Mais ces délits d’initiés ne sont que l’arbre qui cache la forêt. Car s’ajoute à cela d’autres pratiques malhonnêtes ou mal réglementées.
Si vous questionnez un trader sur l'intérêt des Hedge Funds (fonds spéculatifs), malgré ce qui s'est passé il y a un an, tous restent confiants et repasseraient les mêmes opérations à haut risque prétextant qu'ils ont modifié leur modèle et que la prochaine fois ils seront plus vigilants; leur manager n'a tiré aucune leçon du passé !

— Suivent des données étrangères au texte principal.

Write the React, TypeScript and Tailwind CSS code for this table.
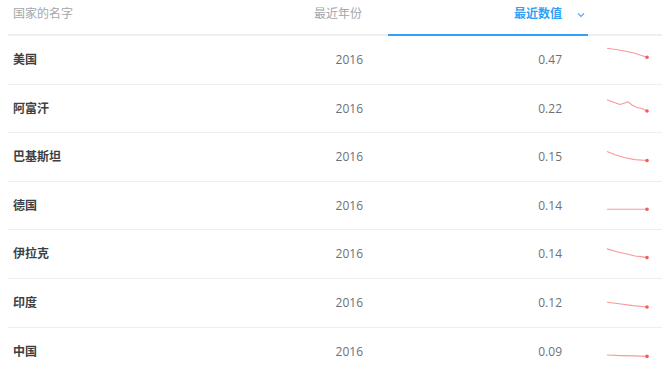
const rows = [
  { name: "美国", year: "2016", value: "0.47", pts: [[0, 12.3], [12, 14], [26, 16.8], [40, 21.3]] },
  { name: "阿富汗", year: "2016", value: "0.22", pts: [[0, 14.7], [6, 17], [13, 19.5], [18, 18], [21, 16.8], [25, 20], [30, 22.5], [35, 23.5], [40, 26]] },
  { name: "巴基斯坦", year: "2016", value: "0.15", pts: [[0, 18.5], [8, 21.8], [18, 24.8], [28, 26.6], [40, 27.5]] },
  { name: "德国", year: "2016", value: "0.14", pts: [[0, 27.2], [20, 27.3], [40, 27.3]] },
  { name: "伊拉克", year: "2016", value: "0.14", pts: [[0, 18.9], [10, 21.8], [20, 24], [28, 26], [34, 26.6], [40, 27.6]] },
  { name: "印度", year: "2016", value: "0.12", pts: [[0, 23.3], [12, 24.8], [26, 26.6], [40, 28]] },
  { name: "中国", year: "2016", value: "0.09", pts: [[0, 27], [14, 27.6], [28, 27.9], [40, 28.4]] },
];

function Spark({ pts }: { pts: number[][] }) {
  const d = pts.map((p, i) => `${i ? "L" : "M"}${p[0] + 1} ${p[1]}`).join(" ");
  const last = pts[pts.length - 1];
  return (
    <svg width="46" height="48" viewBox="0 0 46 48" className="ml-[18px]">
      <path d={d} fill="none" stroke="#f79a9a" strokeWidth="1.1" strokeLinejoin="round" />
      <circle cx={last[0] + 1} cy={last[1]} r="1.8" fill="#f25c5c" />
    </svg>
  );
}

export default function App() {
  return (
    <div className="h-[381px] w-[668px] overflow-hidden bg-white pl-2 text-[12px] [font-family:'Open_Sans','Noto_Sans_CJK_SC',sans-serif]">
      <div className="w-[654px]">
        <div className="grid h-[36px] grid-cols-[180px_200px_200px_74px] border-b-2 border-[#eceef0] leading-[18px]">
          <div className="pl-[5px] pt-[5px] text-[#a3a6aa]">国家的名字</div>
          <div className="pr-[26px] pt-[5px] text-right text-[#a3a6aa]">最近年份</div>
          <div className="-mb-[2px] flex justify-end border-b-2 border-[#2ea1f8] pt-[5px] text-[#2ea1f8]">
            <span className="font-semibold">最近数值</span>
            <svg width="8" height="18" viewBox="0 0 8 18" className="ml-[15px] mr-[3px]">
              <path d="M1 8.5 L4 11.5 L7 8.5" fill="none" stroke="#5aa9f0" strokeWidth="1.2" />
            </svg>
          </div>
          <div />
        </div>
        {rows.map((r, i) => (
          <div
            key={r.name}
            className={`grid h-[48.6px] grid-cols-[180px_200px_200px_74px] items-center ${i < rows.length - 1 ? "border-b border-[#eceef0]" : ""}`}
          >
            <div className="pl-[5px] font-bold text-[#3c3f44]">{r.name}</div>
            <div className="pr-[25px] text-right text-[#6e7176]">{r.year}</div>
            <div className="pr-[26px] text-right text-[#6e7176]">{r.value}</div>
            <div className="h-[48px]">
              <Spark pts={r.pts} />
            </div>
          </div>
        ))}
      </div>
    </div>
  );
}
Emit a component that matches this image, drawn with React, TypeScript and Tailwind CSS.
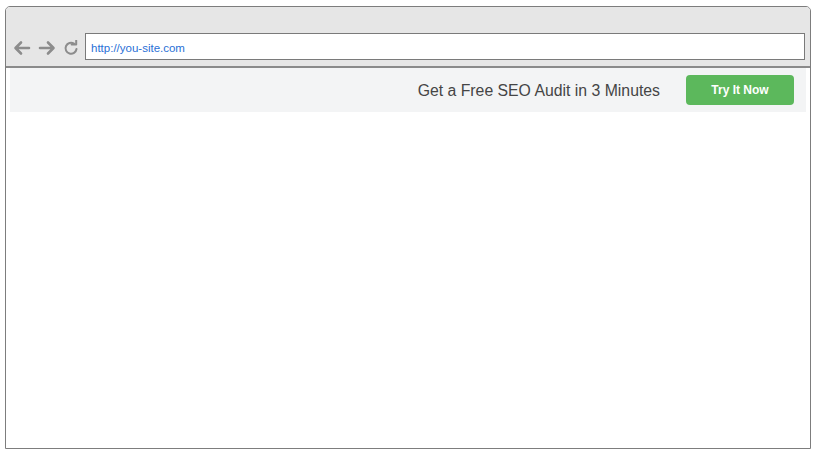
export default function App() {
  return (
    <div className="h-[454px] w-[816px] bg-white pl-[5px] pr-[5px] pt-[6px] pb-[5px] font-['Liberation_Sans',Arial,sans-serif]">
      <div className="flex h-full flex-col rounded-t-[5px] border border-[#7d7d7d] bg-white">
        <div className="flex h-[61px] items-end rounded-t-[4px] border-b-2 border-[#8a8a8a] bg-[#e6e6e6] pb-[6px] pl-[7px] pr-[5px]">
          <div className="flex h-[26px] items-center gap-[7px] pt-[2px] text-[#8c8c8c]">
            <svg width="18" height="16" viewBox="0 0 18 16" fill="none" stroke="currentColor" strokeWidth="2.6" strokeLinecap="round" strokeLinejoin="round">
              <path d="M16 8H3M8 2.5 2.5 8 8 13.5" />
            </svg>
            <svg width="18" height="16" viewBox="0 0 18 16" fill="none" stroke="currentColor" strokeWidth="2.6" strokeLinecap="round" strokeLinejoin="round">
              <path d="M2 8h13M10 2.5 15.5 8 10 13.5" />
            </svg>
            <svg width="16" height="16" viewBox="0 0 16 16" fill="none" stroke="currentColor" strokeWidth="2" strokeLinecap="round">
              <path d="M13.5 9A5.5 5.5 0 1 1 11 3.6" />
              <path d="M8.6 4.4h4.6V0.4" strokeLinejoin="round" />
            </svg>
          </div>
          <div className="ml-[6px] flex h-[27px] flex-1 items-center border border-[#7a7a7a] bg-white pl-[5px] pt-[5px] text-[11.5px] text-[#2a6fd6]">
            http://you-site.com
          </div>
        </div>
        <div className="mx-[4px] flex h-[44px] items-center justify-end bg-[#f3f4f5] pr-[12px]">
          <span className="mr-[26px] pt-[2px] text-[15.8px] text-[#454545]">Get a Free SEO Audit in 3 Minutes</span>
          <button className="h-[30px] w-[108px] rounded-[4px] bg-[#5cb85c] text-[12px] font-bold text-white">
            Try It Now
          </button>
        </div>
      </div>
    </div>
  );
}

Dans un autre domaine, pourquoi autorise-t-on les banques à gagner de l’argent sur le dos des pays dont la monnaie est faible ? Un exemple. Il existe une opération spéculative appelée le "carry-trade". Elle permet à une banque d'emprunter en euros ou en franc suisse et de prêter aux pays d'Europe centrale dans leur devise locale qui s'effondre. Conséquence, la dette augmente dans la monnaie locale !
A plus petite échelle, tout comptable sait qu’en appliquant quelques règles, il peut masquer des pertes et truquer les chiffres d’un bilan.
Dans ce cas, que vaut réellement une société cotée en bourse et le cours de son action ? Cet argent virtuel n’a-t-il plus aucune valeur ? A qui peut-on se fier ?
Pire, la BEI notamment dispose d’outils financiers comme l’effet de levier qui permet de soutenir jusqu’à 50 fois les fonds propres d’une banque !
Et ne parlons même pas des paradis fiscaux où des maires intéressés et des banquiers sans scrupules n’appliquent plus aucune règle tant que l’argent leur profite…
Enfin, sur le plan social, il y a le problème du chômage. Tant aux Etats-Unis qu’en Europe, le chômage connaît son taux le plus élevé depuis la crise de 1929.
Repenser le système financier
On voit donc clairement que c’est tout le système financier qui est en train de pourrir du fait d’un manque chronique de responsabilités, de contrôles, bref de sécurité, et avec lui toutes nos économies et nos moyens de crédits qui se volatilisent.
Comment redresser la barre de ce bateau ivre et stabiliser le système ? Comment croire ces banquiers qui nous prétendent que leur entreprise est saine ou ces économistes qui nous annoncent que la situation s'améliore quand on constate que la situation économique est de plus en plus désastreuse, ce que confirme le Bureau International du Travail (BIT) et les différents observatoires (instituts de statistiques) nationaux : le taux de chômage et le taux de défaillance des emprunteurs n'ont jamais été aussi élevés, les banqueroutes, les faillites, les grêves, les délocalisations, les fraudes, les licenciements, les fermetures d’usines se suivent semaine après semaine…
Ainsi que nous l'avons déjà dit, ce n'est pas une seule tête pensante qui peut résoudre ce problème à la fois économique, financier, social et structurel.
C'est dans une concertation supranationale entre les ministres des finances du G20, des banques centrales, et finalement tout au bout de la chaîne des Présidents et des Premiers ministres d'imposer de nouvelles règles de bonnes gouvernances à l'ensemble des acteurs du système financier.
Fin de la crise en 2015 ?
Sommes-nous sur la bonne voie ? Travaillant dans le secteur financier et dans un pays ultra capitaliste, permettez-moi d'en douter.Un trader de Hedge Funds derrière ses consoles.
La solution passe par de nombreux changements, y compris de mentalité, dont notamment une révision des règles et du plan comptable, la fin des paradis fiscaux et l'application de contrôles plus stricts des services proposés par les différents professionnels du secteur financier.
Reste ensuite à transposer ces idées en lois et à les faire appliquer. Ce n'est pas pour demain. Peut-être pour 2011 ou 2012, au plus tôt.
A quelle échéance peut-on envisager une sortie de crise ? Ajoutée aux autres problèmes financiers et socio-économiques (endettement de l'Etat, des particuliers, des crédits aux entreprises, crise du secteur agricole, de la pêche, de la métallurgie, etc), la récession peut encore durer un an ou deux sinon davantage dans certains secteurs (agriculture, automobile, etc).
Quand verrons-nous la fin de la crise ? Personne ne le sait. Tout va dépendre de l'effet des actions des banques centrales, des politiques des Etats et de la volonté des banques.
Dans un communiqué publié le 3 juin 2009, au niveau mondial, le BIT considère que "la crise de l’emploi et de la protection sociale provoquée par la récession économique pourrait durer de six à huit ans", soit jusqu'en 2015 ou 2017 !
Cela dit, si on se limite à l'Europe, une majorité d'économistes estiment que nous pourrions repasser à une phase d'expansion lente vers 2012. Bref, dans tous les cas, ce n'est pas pour demain.
En attendant, pour bien des employeurs, la crise a bon dos car tous ne la subissent pas, mais tous en profitent. Et ce sont les plus pauvres et les faibles qui trinquent.